Die nun veröffentlichte Studie soll ein Anstoß sein, die Pilzdiagnostik nach extremen Naturereignissen zu verbessern und Behandlungen weltweit zugänglich zu machen. Die Daten bezogen sich bisher fast ausschließlich auf Nord- bis Mittelamerika und Südostasien. Dort treten gehäuft Naturkatastrophen auf, es fehlt aber in vielen Teilen der Welt auch die Dokumentation. Laut Hönigl sei nach dem türkisch-syrischen Erdbeben 2023 keine einzige Infektion gemeldet worden - "das ist absolut unrealistisch", befand der Mediziner, der sechs Jahre lang Präsident des Europäischen Verbands für Medizinische Mykologie (Pilzwissenschaft, Anm.) war.
Infektionsgeschehen in Echtzeit überwachen
Zukünftig sei geplant, das Infektionsgeschehen in Echtzeit zu überwachen, um rascher Konsequenzen ziehen zu können. Gesundheitspersonal in Krisengebieten wie "Ärzte ohne Grenzen" sollen künftig schnell und einfach auch Pilzinfektionen erkennen und behandeln können. "Ich würde die Studie definitiv als Startschuss sehen, wir wollen weiterhin bei Diagnostik und Überwachung involviert bleiben", sagte Hönigl.

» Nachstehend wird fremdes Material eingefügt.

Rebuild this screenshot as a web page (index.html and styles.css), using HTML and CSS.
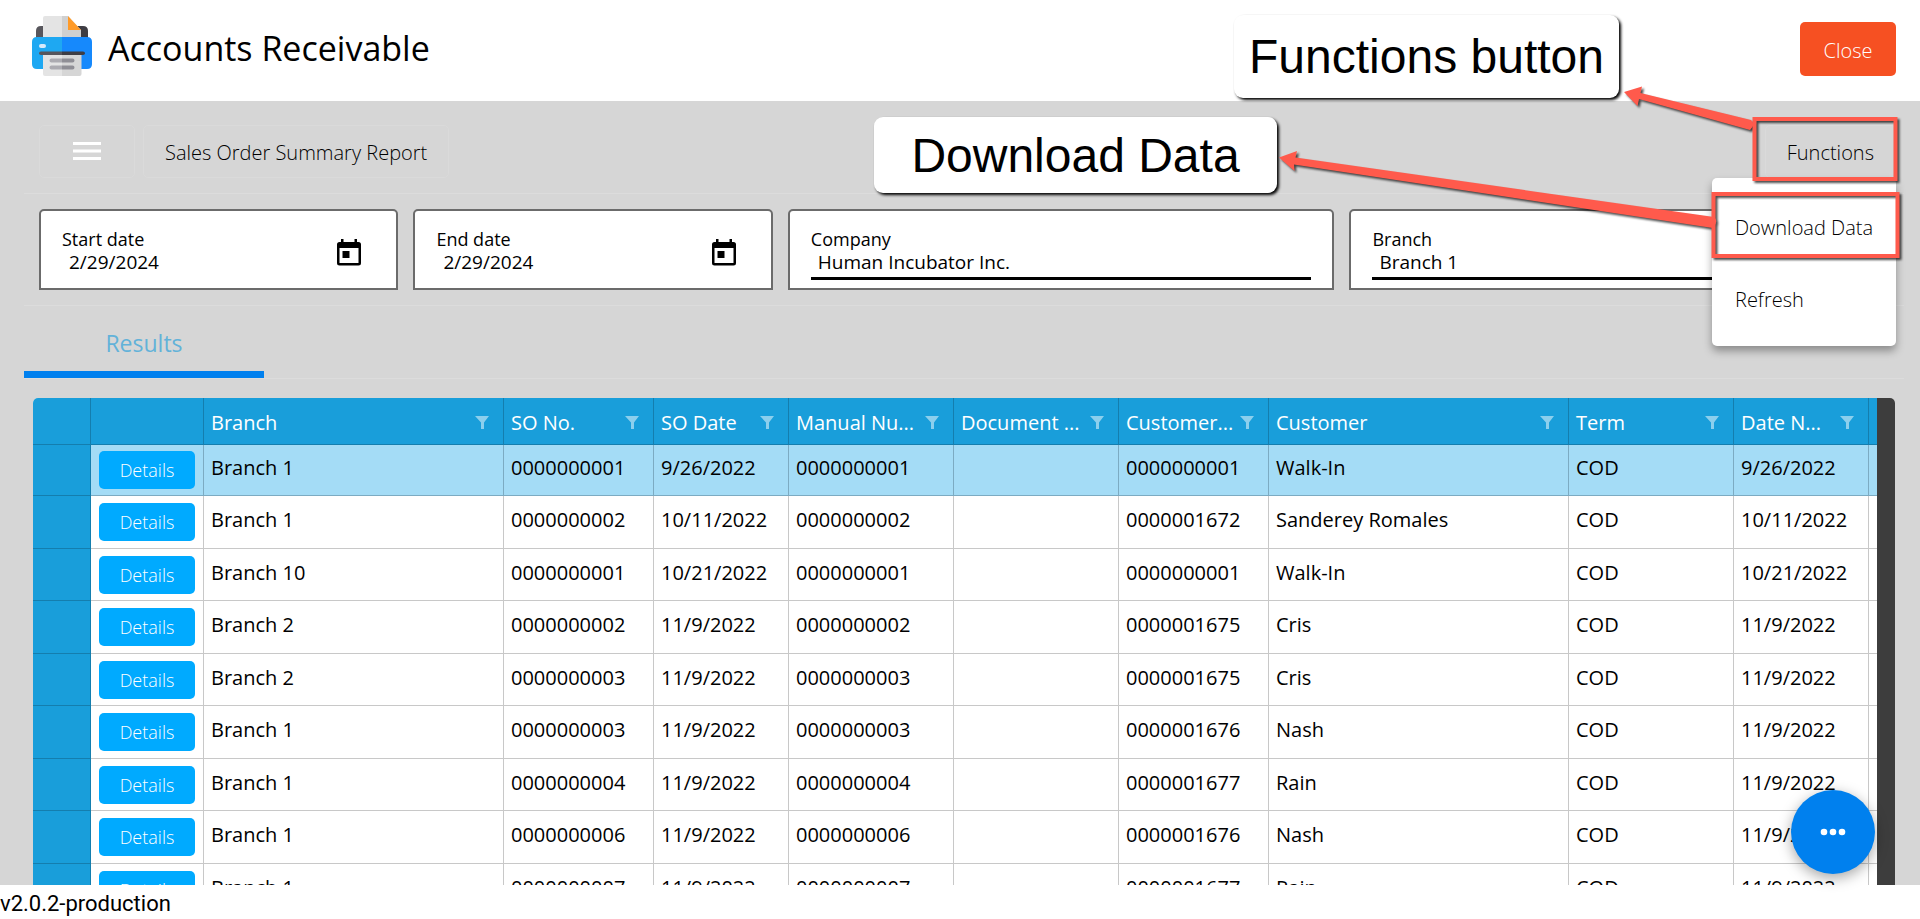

Teil der Studie waren neben Naturkatastrophen als Folge des Klimawandels auch direkte Auswirkungen der Erderwärmung auf Pilzpopulationen. Diese können sich rasch an die gestiegenen Temperaturen anpassen, sie werden resistenter gegen Medikamente und das menschliche Immunsystem. Im Extremfall passen sie sich an die menschliche Körpertemperatur an, wodurch Ansteckungen wahrscheinlicher werden.